R-R’s basic model, the Trent XWB-84 for the A350-900, has a thrust of 84,200lb (374kN), while derated versions are available down to 74,200lb for the XWB-75. The most powerful model, for the A350-1000, was originally a 93,000lb-thrust engine but was bumped to 97,000lb as the XWB-97 when Airbus undertook a redesign of the -1000 in 2011.

This redesign aimed to increase the aircraft’s competitiveness with the Boeing 777-300ER, for which GE Aerospace’s GE90 was the sole engine. As part of the modification, and the need for a higher-thrust engine, R-R was handed its own exclusivity on the -1000.

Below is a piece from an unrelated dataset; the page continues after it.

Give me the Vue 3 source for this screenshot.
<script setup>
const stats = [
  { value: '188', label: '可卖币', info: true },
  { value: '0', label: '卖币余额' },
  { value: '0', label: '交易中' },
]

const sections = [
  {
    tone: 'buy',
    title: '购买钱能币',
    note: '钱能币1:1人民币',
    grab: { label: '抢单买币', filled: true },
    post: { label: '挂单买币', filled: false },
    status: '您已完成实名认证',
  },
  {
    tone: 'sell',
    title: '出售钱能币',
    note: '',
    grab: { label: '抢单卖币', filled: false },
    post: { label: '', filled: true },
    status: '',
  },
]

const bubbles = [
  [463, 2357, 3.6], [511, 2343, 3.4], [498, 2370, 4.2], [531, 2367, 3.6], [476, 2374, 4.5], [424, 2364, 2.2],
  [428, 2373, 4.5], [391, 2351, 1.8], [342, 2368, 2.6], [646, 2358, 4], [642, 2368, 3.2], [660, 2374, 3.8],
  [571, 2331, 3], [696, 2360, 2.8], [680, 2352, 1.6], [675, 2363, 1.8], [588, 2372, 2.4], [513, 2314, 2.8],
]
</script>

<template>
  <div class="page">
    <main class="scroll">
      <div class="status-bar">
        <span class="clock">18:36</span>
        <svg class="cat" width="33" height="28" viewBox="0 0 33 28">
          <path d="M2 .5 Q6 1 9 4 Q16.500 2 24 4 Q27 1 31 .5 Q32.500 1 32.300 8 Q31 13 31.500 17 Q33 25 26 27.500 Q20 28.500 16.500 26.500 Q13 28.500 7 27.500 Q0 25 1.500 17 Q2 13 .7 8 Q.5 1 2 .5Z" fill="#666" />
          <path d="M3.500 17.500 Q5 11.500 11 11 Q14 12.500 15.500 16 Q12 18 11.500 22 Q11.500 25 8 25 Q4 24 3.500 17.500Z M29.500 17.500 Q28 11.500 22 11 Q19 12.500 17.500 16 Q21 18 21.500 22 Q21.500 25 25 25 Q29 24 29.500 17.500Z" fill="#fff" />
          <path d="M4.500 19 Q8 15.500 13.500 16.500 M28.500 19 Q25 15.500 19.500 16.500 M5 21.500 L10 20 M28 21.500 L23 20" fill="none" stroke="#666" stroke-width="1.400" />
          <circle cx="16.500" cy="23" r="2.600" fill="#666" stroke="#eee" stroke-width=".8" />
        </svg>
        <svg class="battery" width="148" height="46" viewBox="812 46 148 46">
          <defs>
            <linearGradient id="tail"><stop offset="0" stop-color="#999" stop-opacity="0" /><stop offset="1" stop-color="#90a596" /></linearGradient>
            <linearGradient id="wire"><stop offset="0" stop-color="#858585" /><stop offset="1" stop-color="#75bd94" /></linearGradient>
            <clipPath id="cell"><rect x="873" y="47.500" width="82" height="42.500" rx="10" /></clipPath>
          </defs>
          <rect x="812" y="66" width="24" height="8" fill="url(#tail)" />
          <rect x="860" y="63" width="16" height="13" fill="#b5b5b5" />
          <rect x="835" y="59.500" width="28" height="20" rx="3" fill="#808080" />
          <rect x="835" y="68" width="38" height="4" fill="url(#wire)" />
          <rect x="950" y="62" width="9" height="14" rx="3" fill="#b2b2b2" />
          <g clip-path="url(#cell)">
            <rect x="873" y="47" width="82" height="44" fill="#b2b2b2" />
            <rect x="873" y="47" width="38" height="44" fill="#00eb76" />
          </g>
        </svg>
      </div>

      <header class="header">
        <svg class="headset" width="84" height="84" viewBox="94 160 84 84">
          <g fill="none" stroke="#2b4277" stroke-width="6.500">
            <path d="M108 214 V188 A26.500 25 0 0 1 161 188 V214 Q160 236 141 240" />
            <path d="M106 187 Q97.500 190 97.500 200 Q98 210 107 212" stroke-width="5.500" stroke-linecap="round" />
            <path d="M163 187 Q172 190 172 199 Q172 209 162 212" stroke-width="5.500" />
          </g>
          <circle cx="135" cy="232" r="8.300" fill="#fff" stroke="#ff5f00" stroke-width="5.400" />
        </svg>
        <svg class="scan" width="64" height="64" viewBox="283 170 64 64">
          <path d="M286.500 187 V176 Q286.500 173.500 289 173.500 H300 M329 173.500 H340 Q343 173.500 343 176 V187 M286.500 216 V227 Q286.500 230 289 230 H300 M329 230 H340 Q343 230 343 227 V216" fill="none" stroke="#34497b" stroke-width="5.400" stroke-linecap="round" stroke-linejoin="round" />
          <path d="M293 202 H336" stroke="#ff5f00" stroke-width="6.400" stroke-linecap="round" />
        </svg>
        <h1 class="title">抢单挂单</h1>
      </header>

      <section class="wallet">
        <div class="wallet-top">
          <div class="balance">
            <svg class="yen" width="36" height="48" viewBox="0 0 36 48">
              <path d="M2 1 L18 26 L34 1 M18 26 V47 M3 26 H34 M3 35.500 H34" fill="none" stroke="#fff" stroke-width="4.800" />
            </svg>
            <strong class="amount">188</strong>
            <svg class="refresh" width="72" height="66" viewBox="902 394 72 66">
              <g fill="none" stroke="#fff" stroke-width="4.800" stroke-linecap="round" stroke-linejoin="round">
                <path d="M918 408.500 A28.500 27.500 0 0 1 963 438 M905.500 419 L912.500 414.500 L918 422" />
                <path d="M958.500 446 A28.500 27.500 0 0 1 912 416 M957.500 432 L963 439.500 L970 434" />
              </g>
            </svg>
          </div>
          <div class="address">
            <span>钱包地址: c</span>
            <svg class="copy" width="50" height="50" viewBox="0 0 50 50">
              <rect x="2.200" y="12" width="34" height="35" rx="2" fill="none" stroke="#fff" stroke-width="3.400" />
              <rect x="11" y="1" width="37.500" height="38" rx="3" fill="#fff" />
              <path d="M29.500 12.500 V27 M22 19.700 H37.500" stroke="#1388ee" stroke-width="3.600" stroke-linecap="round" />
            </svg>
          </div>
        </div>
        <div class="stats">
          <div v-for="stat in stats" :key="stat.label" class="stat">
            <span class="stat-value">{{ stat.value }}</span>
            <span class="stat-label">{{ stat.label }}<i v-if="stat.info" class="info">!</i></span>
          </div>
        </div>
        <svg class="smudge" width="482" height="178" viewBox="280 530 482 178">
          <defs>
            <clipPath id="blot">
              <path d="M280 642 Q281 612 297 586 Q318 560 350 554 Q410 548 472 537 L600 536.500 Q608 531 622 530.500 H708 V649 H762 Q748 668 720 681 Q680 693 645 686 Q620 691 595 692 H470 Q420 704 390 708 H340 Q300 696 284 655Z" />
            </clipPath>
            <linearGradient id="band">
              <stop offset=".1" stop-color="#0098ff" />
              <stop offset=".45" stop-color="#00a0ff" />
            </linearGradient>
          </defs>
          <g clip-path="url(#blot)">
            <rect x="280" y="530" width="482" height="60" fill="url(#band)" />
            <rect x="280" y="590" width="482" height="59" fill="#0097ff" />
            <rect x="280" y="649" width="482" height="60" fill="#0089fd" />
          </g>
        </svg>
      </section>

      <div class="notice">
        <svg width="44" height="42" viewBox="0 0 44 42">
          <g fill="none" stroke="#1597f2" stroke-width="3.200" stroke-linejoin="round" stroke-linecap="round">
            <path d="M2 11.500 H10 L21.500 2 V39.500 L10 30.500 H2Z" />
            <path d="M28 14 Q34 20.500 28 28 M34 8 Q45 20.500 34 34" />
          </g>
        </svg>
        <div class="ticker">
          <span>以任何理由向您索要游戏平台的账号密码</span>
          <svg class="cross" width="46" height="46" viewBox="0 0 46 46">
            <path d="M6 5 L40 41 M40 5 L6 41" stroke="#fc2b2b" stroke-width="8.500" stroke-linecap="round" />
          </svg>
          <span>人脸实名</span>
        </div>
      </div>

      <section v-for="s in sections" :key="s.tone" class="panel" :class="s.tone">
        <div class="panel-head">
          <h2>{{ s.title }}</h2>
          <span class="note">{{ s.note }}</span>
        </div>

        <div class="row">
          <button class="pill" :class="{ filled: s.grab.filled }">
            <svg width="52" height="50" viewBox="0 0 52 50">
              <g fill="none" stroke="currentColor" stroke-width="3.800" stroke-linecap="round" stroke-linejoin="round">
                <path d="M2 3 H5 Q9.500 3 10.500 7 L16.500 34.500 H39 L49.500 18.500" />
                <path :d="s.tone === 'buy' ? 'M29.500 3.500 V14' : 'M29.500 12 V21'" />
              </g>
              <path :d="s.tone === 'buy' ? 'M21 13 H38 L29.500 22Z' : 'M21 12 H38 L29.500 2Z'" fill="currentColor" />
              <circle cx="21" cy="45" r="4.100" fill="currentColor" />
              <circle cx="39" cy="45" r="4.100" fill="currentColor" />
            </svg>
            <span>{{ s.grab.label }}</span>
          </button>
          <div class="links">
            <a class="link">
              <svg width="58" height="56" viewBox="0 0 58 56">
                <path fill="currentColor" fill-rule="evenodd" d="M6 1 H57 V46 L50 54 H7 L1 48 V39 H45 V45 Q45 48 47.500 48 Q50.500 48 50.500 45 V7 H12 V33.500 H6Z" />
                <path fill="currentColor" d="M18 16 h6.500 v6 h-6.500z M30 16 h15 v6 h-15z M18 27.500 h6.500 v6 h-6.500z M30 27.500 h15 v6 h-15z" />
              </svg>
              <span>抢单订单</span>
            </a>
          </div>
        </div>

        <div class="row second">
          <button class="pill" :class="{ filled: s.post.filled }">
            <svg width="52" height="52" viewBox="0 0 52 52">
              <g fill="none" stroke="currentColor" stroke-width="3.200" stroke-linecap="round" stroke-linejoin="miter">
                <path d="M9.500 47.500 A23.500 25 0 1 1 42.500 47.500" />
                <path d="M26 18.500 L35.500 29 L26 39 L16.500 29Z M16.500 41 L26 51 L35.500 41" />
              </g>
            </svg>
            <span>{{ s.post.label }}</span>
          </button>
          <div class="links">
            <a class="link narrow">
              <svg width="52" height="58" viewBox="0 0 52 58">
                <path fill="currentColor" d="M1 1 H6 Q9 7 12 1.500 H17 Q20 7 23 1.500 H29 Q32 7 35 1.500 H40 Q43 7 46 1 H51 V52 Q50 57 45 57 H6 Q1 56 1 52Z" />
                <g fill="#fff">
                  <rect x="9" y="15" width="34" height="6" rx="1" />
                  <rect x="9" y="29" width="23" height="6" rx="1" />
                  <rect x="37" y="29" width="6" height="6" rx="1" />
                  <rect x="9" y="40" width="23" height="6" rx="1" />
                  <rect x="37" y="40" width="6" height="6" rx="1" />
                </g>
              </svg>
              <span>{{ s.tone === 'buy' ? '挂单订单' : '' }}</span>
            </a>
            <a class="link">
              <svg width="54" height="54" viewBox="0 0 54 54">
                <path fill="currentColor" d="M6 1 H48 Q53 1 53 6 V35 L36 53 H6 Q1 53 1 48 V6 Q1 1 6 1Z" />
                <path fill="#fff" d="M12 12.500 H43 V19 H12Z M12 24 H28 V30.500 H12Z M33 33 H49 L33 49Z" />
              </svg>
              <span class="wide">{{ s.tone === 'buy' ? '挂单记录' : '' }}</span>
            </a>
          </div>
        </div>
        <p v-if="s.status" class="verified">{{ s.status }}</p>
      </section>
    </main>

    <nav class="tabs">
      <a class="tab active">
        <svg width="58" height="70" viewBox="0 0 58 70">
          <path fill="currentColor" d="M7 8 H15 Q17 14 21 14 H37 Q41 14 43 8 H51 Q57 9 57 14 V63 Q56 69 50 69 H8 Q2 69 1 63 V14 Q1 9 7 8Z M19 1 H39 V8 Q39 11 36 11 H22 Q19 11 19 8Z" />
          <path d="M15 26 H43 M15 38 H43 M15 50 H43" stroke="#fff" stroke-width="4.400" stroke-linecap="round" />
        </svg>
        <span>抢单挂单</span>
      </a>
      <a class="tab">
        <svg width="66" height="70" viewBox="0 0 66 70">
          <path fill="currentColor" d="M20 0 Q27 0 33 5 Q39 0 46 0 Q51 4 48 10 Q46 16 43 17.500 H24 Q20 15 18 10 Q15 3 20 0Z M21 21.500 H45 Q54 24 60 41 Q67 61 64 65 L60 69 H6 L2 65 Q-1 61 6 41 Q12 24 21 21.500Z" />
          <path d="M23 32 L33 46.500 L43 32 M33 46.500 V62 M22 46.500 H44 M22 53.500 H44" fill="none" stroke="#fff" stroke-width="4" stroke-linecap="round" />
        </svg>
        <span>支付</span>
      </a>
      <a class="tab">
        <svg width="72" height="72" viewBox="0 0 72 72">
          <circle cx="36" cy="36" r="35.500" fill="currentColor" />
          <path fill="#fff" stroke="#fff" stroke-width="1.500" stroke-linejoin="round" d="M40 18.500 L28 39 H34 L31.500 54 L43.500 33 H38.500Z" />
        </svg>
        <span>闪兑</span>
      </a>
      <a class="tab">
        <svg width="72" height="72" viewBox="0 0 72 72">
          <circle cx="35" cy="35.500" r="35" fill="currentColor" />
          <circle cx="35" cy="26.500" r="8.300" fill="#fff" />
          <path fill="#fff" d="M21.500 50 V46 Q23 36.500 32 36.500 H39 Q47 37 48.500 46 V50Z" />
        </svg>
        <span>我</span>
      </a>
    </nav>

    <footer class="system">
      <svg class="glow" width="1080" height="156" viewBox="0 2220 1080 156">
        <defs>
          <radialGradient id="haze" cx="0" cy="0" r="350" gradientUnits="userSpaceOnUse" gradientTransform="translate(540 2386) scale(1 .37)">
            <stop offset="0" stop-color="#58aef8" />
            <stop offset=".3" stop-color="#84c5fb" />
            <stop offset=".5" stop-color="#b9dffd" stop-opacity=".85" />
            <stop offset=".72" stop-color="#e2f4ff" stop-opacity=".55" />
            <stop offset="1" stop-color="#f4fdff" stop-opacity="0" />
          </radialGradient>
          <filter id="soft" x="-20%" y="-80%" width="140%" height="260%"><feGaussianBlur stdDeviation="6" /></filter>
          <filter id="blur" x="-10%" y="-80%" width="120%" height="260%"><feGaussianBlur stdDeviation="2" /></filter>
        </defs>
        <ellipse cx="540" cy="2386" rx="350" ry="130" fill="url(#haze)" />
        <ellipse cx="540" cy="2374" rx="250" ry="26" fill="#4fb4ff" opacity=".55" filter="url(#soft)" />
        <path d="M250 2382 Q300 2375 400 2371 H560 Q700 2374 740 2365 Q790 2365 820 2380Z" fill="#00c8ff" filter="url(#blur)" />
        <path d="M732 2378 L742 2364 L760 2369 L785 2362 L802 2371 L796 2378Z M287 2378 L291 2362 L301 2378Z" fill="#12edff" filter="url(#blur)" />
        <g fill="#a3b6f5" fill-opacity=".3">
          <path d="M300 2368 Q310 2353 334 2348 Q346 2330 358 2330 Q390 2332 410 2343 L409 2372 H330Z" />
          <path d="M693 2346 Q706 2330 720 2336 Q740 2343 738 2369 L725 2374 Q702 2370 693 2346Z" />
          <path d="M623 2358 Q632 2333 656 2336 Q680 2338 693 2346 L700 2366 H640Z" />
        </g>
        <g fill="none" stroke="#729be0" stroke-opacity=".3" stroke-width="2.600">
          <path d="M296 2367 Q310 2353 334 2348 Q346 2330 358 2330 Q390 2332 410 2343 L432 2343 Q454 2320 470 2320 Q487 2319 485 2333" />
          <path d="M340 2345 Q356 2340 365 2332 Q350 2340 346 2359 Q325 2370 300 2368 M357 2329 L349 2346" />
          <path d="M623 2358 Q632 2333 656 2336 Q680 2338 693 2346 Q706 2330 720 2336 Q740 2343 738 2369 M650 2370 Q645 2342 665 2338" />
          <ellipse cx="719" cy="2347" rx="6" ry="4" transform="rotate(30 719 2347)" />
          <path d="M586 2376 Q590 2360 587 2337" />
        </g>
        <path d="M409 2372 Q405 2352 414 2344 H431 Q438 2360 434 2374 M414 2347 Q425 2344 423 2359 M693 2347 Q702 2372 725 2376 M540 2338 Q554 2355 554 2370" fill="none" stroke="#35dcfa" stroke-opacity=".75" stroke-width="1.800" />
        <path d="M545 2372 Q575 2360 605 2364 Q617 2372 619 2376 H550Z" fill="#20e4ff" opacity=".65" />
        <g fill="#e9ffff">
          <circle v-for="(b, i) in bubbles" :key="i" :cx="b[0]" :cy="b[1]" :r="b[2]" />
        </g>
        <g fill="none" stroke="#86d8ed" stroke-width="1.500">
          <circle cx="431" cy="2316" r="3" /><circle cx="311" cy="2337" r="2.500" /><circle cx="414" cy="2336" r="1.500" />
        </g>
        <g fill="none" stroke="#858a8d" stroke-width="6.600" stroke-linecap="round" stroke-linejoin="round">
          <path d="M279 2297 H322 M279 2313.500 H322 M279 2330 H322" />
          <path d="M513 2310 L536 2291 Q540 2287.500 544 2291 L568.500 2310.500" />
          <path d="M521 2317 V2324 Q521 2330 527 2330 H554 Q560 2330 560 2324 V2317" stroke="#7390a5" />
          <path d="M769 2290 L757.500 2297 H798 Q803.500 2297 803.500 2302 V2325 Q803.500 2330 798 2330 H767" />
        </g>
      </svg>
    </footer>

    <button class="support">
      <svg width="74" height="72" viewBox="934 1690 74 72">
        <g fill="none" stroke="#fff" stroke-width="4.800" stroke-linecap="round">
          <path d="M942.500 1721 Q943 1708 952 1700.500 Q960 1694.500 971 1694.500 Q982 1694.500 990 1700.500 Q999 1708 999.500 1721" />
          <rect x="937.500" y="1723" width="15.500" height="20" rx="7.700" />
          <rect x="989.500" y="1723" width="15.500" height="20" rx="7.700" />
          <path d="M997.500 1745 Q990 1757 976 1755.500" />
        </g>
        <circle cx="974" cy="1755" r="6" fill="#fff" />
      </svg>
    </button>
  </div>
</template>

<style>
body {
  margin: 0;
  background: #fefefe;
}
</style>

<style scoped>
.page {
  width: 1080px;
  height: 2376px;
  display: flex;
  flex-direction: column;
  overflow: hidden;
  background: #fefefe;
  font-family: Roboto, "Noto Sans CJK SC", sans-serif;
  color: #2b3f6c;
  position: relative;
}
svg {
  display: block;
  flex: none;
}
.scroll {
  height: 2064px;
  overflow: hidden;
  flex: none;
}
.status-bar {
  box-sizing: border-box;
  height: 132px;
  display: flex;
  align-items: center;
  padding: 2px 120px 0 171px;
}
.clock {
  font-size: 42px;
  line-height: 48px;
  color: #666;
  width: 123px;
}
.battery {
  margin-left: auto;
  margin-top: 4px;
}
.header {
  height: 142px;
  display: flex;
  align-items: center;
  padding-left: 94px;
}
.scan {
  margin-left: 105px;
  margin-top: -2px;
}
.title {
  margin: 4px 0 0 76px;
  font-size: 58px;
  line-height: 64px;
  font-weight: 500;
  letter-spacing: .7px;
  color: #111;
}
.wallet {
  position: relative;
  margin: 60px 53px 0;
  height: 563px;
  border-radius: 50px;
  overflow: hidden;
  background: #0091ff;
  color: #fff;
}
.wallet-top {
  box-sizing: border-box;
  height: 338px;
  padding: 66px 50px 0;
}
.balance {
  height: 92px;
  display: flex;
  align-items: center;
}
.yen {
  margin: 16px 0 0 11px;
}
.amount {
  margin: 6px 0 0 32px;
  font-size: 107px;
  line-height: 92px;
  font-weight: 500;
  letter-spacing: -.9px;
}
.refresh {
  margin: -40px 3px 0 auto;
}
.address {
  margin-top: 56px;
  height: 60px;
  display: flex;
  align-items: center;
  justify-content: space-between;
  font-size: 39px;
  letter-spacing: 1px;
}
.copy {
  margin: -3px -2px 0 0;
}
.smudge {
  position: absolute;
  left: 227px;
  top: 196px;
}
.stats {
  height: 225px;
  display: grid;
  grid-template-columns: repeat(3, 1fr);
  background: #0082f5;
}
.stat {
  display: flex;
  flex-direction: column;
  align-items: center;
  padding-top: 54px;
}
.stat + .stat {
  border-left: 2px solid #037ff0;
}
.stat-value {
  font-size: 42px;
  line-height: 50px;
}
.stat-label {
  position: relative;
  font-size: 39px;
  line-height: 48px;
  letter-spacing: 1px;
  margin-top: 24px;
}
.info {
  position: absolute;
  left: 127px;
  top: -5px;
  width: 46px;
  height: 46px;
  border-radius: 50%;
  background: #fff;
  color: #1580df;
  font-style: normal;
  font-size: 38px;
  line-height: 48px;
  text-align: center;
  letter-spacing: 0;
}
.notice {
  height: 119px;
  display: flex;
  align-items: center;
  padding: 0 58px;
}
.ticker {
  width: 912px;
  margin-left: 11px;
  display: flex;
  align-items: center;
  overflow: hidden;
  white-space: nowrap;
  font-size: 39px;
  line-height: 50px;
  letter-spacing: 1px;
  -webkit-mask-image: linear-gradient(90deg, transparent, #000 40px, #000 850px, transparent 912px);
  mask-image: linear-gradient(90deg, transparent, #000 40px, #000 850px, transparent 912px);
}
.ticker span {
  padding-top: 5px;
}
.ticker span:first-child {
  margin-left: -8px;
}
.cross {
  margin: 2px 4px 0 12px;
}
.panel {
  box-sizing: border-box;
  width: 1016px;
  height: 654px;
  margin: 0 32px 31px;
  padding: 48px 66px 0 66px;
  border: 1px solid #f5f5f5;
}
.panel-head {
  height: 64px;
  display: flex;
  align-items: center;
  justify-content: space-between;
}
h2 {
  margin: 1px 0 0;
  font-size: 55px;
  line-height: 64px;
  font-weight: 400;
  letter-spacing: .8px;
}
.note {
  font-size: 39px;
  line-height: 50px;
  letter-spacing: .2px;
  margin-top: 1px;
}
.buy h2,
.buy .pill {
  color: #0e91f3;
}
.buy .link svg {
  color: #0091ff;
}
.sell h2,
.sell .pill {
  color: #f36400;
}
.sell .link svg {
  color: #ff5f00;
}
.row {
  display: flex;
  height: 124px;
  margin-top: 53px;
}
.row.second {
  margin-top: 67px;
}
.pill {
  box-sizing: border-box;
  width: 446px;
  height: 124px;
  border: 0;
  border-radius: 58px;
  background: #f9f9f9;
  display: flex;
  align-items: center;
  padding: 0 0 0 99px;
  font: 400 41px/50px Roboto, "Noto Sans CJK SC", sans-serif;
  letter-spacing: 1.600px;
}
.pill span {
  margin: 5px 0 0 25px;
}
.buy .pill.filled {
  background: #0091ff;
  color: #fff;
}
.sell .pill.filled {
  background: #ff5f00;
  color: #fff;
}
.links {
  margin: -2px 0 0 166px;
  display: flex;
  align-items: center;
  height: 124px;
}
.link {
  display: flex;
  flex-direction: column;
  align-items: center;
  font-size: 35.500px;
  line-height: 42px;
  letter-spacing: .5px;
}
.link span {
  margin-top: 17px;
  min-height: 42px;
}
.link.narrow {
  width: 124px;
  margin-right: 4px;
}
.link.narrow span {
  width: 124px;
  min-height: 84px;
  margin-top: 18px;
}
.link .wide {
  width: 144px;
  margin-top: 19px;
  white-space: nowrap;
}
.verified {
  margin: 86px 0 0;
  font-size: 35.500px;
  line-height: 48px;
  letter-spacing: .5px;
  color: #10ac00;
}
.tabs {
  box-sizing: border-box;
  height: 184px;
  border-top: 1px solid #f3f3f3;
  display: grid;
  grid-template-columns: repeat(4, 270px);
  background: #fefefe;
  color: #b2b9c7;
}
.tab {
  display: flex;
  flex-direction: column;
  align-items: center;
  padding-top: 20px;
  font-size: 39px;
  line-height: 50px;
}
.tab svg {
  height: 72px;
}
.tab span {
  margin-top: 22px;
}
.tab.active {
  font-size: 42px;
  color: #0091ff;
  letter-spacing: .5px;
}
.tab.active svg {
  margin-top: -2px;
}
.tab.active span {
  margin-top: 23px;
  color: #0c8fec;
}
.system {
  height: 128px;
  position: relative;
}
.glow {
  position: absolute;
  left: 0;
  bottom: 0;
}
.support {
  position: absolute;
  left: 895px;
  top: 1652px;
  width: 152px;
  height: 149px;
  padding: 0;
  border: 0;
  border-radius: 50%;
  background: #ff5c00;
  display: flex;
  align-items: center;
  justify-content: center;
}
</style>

Airbus had intended an engine choice for the A350 XWB, having offered a GE GEnx powerplant as well as the Trent 1700 for the A350’s original iteration as a straight rival to the 787.

GE had been the lead engine on the earlier A350 concept, and customers who had ordered this aircraft with the GEnx powerplant were interested in a GE option on the A350 XWB.

But GE was reluctant to provide an engine for the A350-1000, owing to the possibility of cannibalising its 777 position, and Airbus could not conclude an agreement for the smaller A350 XWB variants – which, at the time, included both the -900 and -800.

Trent XWB

Source: Airbus

Rolls-Royce’s Trent XWB is the exclusive powerplant for A350 family

Absence of a GE option gave R-R de facto exclusivity on the A350 family, although blade-durability issues on certain Trent models plus emergence of GE’s new GE9X engine for the 777X briefly raised the possibility of a rethink.

But Airbus and R-R quashed the idea in 2021, revealing a full Trent XWB exclusivity pact on all A350s to 2030, by which point R-R aims to have its new UltraFan engine available for consideration.

Meanwhile, service entry for an Enhanced Performance (EP) variant of the Trent XWB-84 selected by Singapore Airlines (SIA) in 2016 has slipped until the middle of the decade.

SIA had initially expected to field the update from late-2019, but now says it expects to “take delivery of the Trent XWB-84 EP engines from the first quarter of 2025”. They will “be used mainly” on its fleet of A350-900 Ultra Long-Range aircraft, offering a projected 1% improvement in fuel consumption.